Surkamer is seeing more companies opening roles up to both four-year and technical school graduates, including for application Engineer-type roles that require hands-on experience and the ability to troubleshoot. One such role involves troubleshooting stepper motors used in robotics applications.

“If there’s a problem with the motor, it's sent back for the application engineer to troubleshoot. They need software experience, soldering experience, and hands-on experience. That’s where the technical school comes into play because those kids have had a lot of hands-on experience,” explains Surkamer.

Trends

Whether you take a two-year technical college or four-year degree program route, combined training in both electrical and mechanical engineering via a course of study in mechatronics is a popular choice for people hoping to build a successful career in the robotics sector, says Surkamer.

“You need to know the electrical engineering and programming aspects, but mechanical engineers do really well in robotics, too. Combining the two disciplines is important. And that's mechatronics.”

There are several “hot” areas to consider for career opportunities in the constantly evolving robotics and automation sectors, says ABB’s Keefer.

“Currently, fields like collaborative robots, autonomous vehicles, Industrial Internet of Things, AI and machine learning in robotics, and healthcare robotics are experiencing significant growth and demand for skilled professionals. Additionally, with the increasing focus on sustainability and environmental concerns, roles related to green robotics and automation technologies are emerging as promising career paths.”

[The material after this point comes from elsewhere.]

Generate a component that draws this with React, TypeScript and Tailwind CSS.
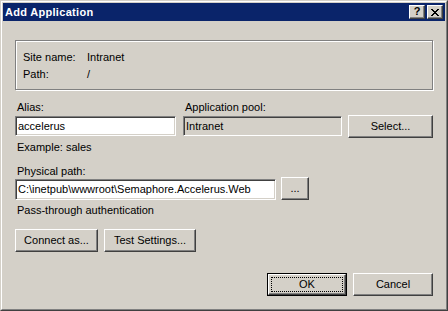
import React from "react";

const font = { fontFamily: '"Liberation Sans", Arial, sans-serif' };

function Btn({ w, h = 23, children, className = "" }: { w: number; h?: number; children: React.ReactNode; className?: string }) {
  return (
    <div
      className={`flex items-center justify-center border border-t-white border-l-white border-r-[#404040] border-b-[#404040] shadow-[inset_-1px_-1px_#808080] bg-[#d4d0c8] text-[11px] text-black ${className}`}
      style={{ width: w, height: h }}
    >
      {children}
    </div>
  );
}

function Field({ w, h = 20, value, disabled = false }: { w: number; h?: number; value: string; disabled?: boolean }) {
  return (
    <div
      className={`flex items-center border border-t-[#808080] border-l-[#808080] border-r-white border-b-white shadow-[inset_1px_1px_#404040,inset_-1px_-1px_#d4d0c8] pl-[2px] text-[11px] text-black whitespace-nowrap overflow-hidden ${disabled ? "bg-[#d4d0c8]" : "bg-white"}`}
      style={{ width: w, height: h }}
    >
      {value}
    </div>
  );
}

export default function App() {
  return (
    <div style={font} className="w-[448px] h-[311px] bg-[#d4d0c8] border border-t-[#d4d0c8] border-l-[#d4d0c8] border-r-[#404040] border-b-[#404040] text-black text-[11px] leading-[13px]">
      <div className="h-full border border-t-white border-l-white border-r-[#808080] border-b-[#808080] p-px flex flex-col">
        {/* Title bar */}
        <div className="h-[18px] bg-[#0a246a] flex items-center pl-[2px] pr-[2px]">
          <div className="text-white font-bold text-[11px] tracking-[0.3px] flex-1">Add Application</div>
          <div className="flex gap-[2px]">
            <div className="w-[16px] h-[14px] flex items-center justify-center border border-t-white border-l-white border-r-[#404040] border-b-[#404040] shadow-[inset_-1px_-1px_#808080] bg-[#d4d0c8] text-[11px] font-bold leading-none pb-px">?</div>
            <div className="w-[16px] h-[14px] flex items-center justify-center border border-t-white border-l-white border-r-[#404040] border-b-[#404040] shadow-[inset_-1px_-1px_#808080] bg-[#d4d0c8]">
              <svg width="8" height="7" viewBox="0 0 8 7" shapeRendering="crispEdges">
                <path d="M0 0h2v1h-2zM6 0h2v1h-2zM1 1h2v1h-2zM5 1h2v1h-2zM2 2h4v1h-4zM3 3h2v1h-2zM2 4h4v1h-4zM1 5h2v1h-2zM5 5h2v1h-2zM0 6h2v1h-2zM6 6h2v1h-2z" fill="#000" />
              </svg>
            </div>
          </div>
        </div>

        {/* Client */}
        <div className="flex flex-col px-[12px]">
          {/* Group box */}
          <div className="mt-[19px] h-[50px] border border-[#808080] shadow-[inset_1px_1px_white,1px_1px_white] pt-[8px] pl-[7px] leading-[17px]">
            <div className="flex">
              <div className="w-[64px]">Site name:</div>
              <div>Intranet</div>
            </div>
            <div className="flex">
              <div className="w-[64px]">Path:</div>
              <div>/</div>
            </div>
          </div>

          {/* Alias / pool row */}
          <div className="mt-[11px] h-[37px] flex">
            <div className="flex flex-col">
              <div className="pl-[2px] h-[13px]">Alias:</div>
              <div className="mt-[2px]">
                <Field w={161} value="accelerus" />
              </div>
            </div>
            <div className="flex flex-col ml-[7px]">
              <div className="pl-[2px] h-[13px]">Application pool:</div>
              <div className="mt-[2px]">
                <Field w={159} value="Intranet" disabled />
              </div>
            </div>
            <div className="ml-[6px] mt-[14px]">
              <Btn w={85}>Select...</Btn>
            </div>
          </div>

          <div className="mt-[3px] pl-[2px] h-[13px]">Example: sales</div>
          <div className="mt-[11px] pl-[2px] h-[13px]">Physical path:</div>

          <div className="flex h-[23px] mt-[-1px]">
            <div className="mt-[2px]">
              <Field w={261} h={21} value="C:\inetpub\wwwroot\Semaphore.Accelerus.Web" />
            </div>
            <div className="ml-[5px]">
              <Btn w={28}>...</Btn>
            </div>
          </div>

          <div className="mt-[4px] pl-[2px] h-[13px]">Pass-through authentication</div>

          <div className="mt-[12px] flex gap-[6px]">
            <Btn w={83}>Connect as...</Btn>
            <Btn w={92}>Test Settings...</Btn>
          </div>

          <div className="mt-[21px] flex justify-end gap-[6px]">
            <div className="w-[80px] h-[23px] border border-black">
              <div className="w-full h-full flex items-center justify-center border border-t-white border-l-white border-r-[#404040] border-b-[#404040] shadow-[inset_-1px_-1px_#808080] p-[2px]">
                <div className="w-full h-full flex items-center justify-center border border-dotted border-black">OK</div>
              </div>
            </div>
            <Btn w={80}>Cancel</Btn>
          </div>
        </div>
      </div>
    </div>
  );
}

Saad emphasizes that automation has “a huge role to play” in solving many of the problems facing humanity, which adds considerable social value to embarking on a career in the sector.

“From aging population and labor shortages to increased demands on productivity, to climate, food, nutrition, and security—smart machines can help us meet these challenges. It’s an exciting space and you will definitely be doing yourself and everyone around you a big favor if you contribute to this whole movement.”